Jeremy Zawodny was an employee of Craigslist until February 2024, having previously worked in Yahoo's platform engineering group, where he was described as "Yahoo!'s MySQL guru".

He maintains a popular blog focused on Yahoo! initiatives, which is listed in CNET News.com's index of the 100 best technology-related blogs. According to CNET, Zawodny has "helped put MySQL and other open-source technologies to use".

== Work at Yahoo! ==

Upon joining the company in 1999, he replaced the existing data-management system for the Yahoo! Finance news feed with MySQL.

He has also helped to launch the Yahoo! Search blog. He was part of Yahoo! Search's Technology Development team.

On June 12, 2008, Jeremy announced on his blog that he would be leaving Yahoo!. He worked at Yahoo for 8 1/2 years.

== Outside Yahoo! ==
Prior to joining Yahoo!, Zawodny worked for about two years at the Marathon Oil Company in Findlay, Ohio, in their Information Technology Services. Zawodny received a BS in computer science from Bowling Green State University with a minor in Astronomy.

Zawodny also writes a monthly column for Linux Magazine and speaks at numerous conferences about MySQL, Yahoo!, and open source.

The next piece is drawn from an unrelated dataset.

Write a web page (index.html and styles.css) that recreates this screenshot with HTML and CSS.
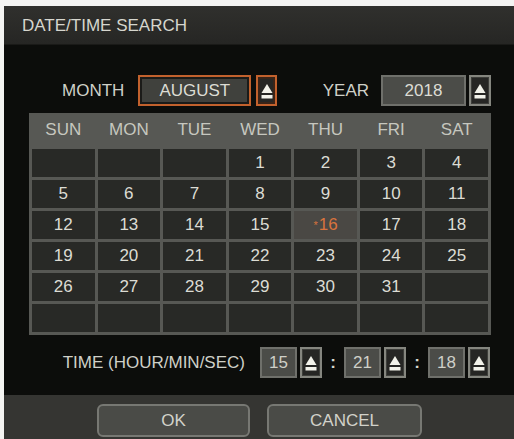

He is also the co-author of High Performance MySQL (ISBN 0-596-00306-4) and holds a B.S. in Computer Science from Bowling Green State University.

== Weblog ==
Zawodny maintains a blog, which he started in 2002. It focuses on Yahoo! initiatives and has been praised as a "bridge blog", one that has helped build relationships for Yahoo! and attract potential employees to the company.

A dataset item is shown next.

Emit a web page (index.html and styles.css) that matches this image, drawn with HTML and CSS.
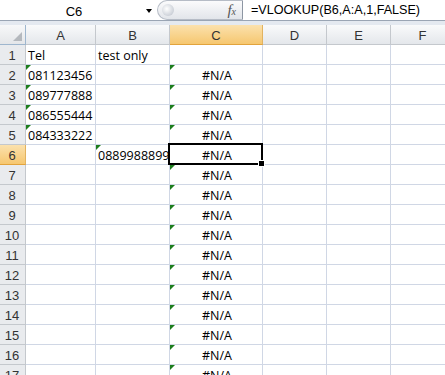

On May 24, 2003, he declared that Google's PageRank algorithm is no longer viable, due to bloggers and SEOs learning to game the system. Zawodny's article "inspired many interesting rebuttals".

Zawodny predicted on January 9, 2006, that "2006 will be the year in which once great Slashdot dies", its method of using an editorial staff losing out to increasingly popular community-driven competitors such as Digg and reddit. In response, The Guardian noted that Slashdot was apparently not losing traffic, suggesting that while a new breed of users were attracted to the younger sites, Slashdot readers were remaining loyal.

Although Zawodny is known for his enthusiasm for Yahoo!, his posts critical of the company have often been noted by the media. Such posts include his condemnation of Yahoo! software installations that alter user preferences as "insulting and disrespectful", an accusation that Yahoo! Finance suffered from a "lack of leadership" and "serious lack of vision", and a labeling of Yahoo!'s enterprise instant messenger as a "freaking money pit" and a product "customers don't want".

Zawodny was also an early advocate of RSS feeds at Yahoo! and predicted in 2003 that the technology would someday be ubiquitous.